Students must have access to a camera (a cell phone camera is acceptable). Although this is not a lab class, the course includes an introduction to digital printing and the potential for adjusting contrast, hue, saturation, and other qualities. Prior experience with Adobe Photoshop and web authoring is recommended, but not required.

Class meets on Wednesdays from 2:00-6:00, including occasional discussion and lab sessions from 5:00-6:00. Reviews last for the full class period from 2:00-6:00; students are required to attend the entire review and to participate in the discussion of other students' work.

4.213J/11.308J Ecological Urbanism

Ecological Urbanism weds the theory and practice of city design and planning, as a means of adaptation, with the insights of ecology (the study of the relationships among living organisms and their environment and the processes that shape both) and other environmental disciplines. Ecological urbanism is critical to the future of the city and its design: it provides a framework for addressing challenges that threaten humanity, such as climate change, rising sea level, declining oil reserves, rising energy demands, and environmental and social justice, while fulfilling human needs for health, safety, and welfare, meaning and delight.

Green Gentrification: Dilemma and Solutions

This year, the class will focus on "green" gentrification, a process whereby public investment in green infrastructure and other environmental improvements in low-income neighborhoods attracts wealthier residents and leads to speculation, increase in property values, and displacement of low-income residents. We will seek solutions to the dilemma: how to improve a place and, simultaneously, protect the long-term tenure of low-income residents.

Green gentrification is happening across the US, but we will concentrate on Philadelphia, where Green City, Clean Waters, a landmark green infrastructure program, may threaten low-income communities. After more than a half century of redlining and disinvestment, capital is flowing into West Philadelphia's low-income, predominantly African-American neighborhoods, and owners are losing their homes through predatory lending (reverse-redlining) and unscrupulous practices of aggressive speculators. This private investment is happening simultaneously with public investment in green infrastructure projects designed to improve environmental quality and provide local amenities, projects that are seen by low-income residents as a signal that invites wealthier newcomers. These neighborhoods are in dire need of investment, but how can this be accomplished without displacing families who have made their homes there for generations.

Working with community partners, the class will develop an action plan to address this crisis: a plan for public investment in green infrastructure, which simultaneously protects the tenure of current residents and/or the prospects for youth. The class will build on more than three decades of action research in the West Philadelphia Landscape Project and the experience of local community activists.

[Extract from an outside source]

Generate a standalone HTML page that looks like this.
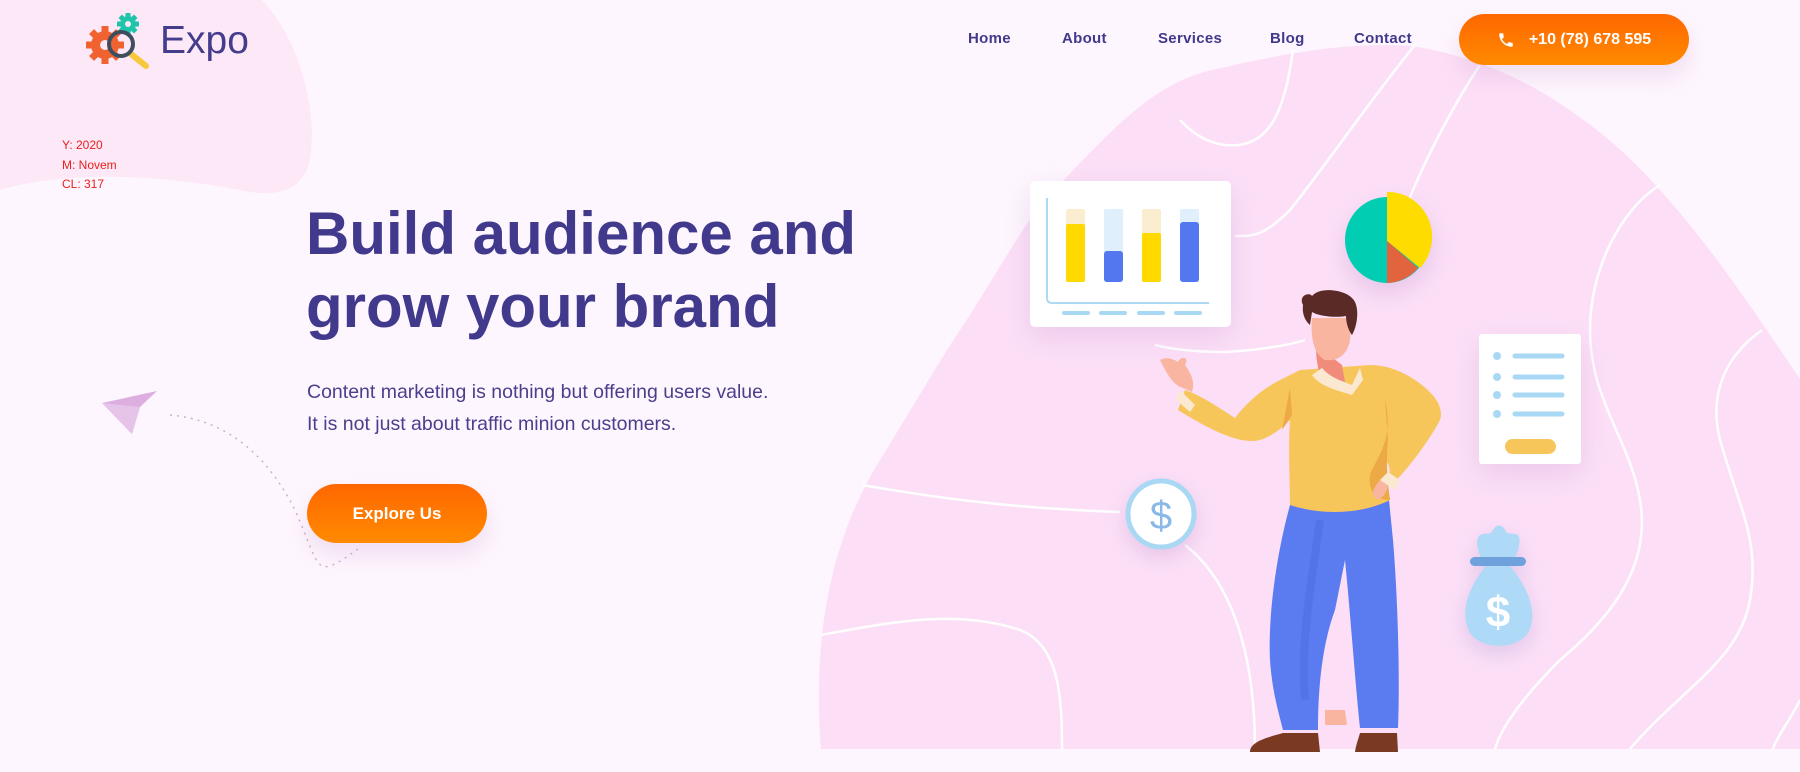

We will make at least four field trips to West Philadelphia with local residents and public officials as guides, using a combination of Zoom and Google Street View.

We will begin the semester with a brief overview of the historical and ecological context for the catastrophe that is facing low-income homeowners in the face of "green" gentrification and rampant property speculation, followed by a review of programs that Philadelphia and other cities have developed to address this problem. Finally, we will propose a plan for action in the Mill Creek neighborhood, where Rebuild Philadelphia plans to implement a major green infrastructure project that will combine stormwater detention and recreation. This site has historic importance: it is on the buried floodplain of Mill Creek, where, in 1961, a cave-in along the Mill Creek sewer killed several people and resulted in the destruction of 111 homes. Planning for this project will begin this spring, and class proposals will be presented to Rebuild Philadelphia.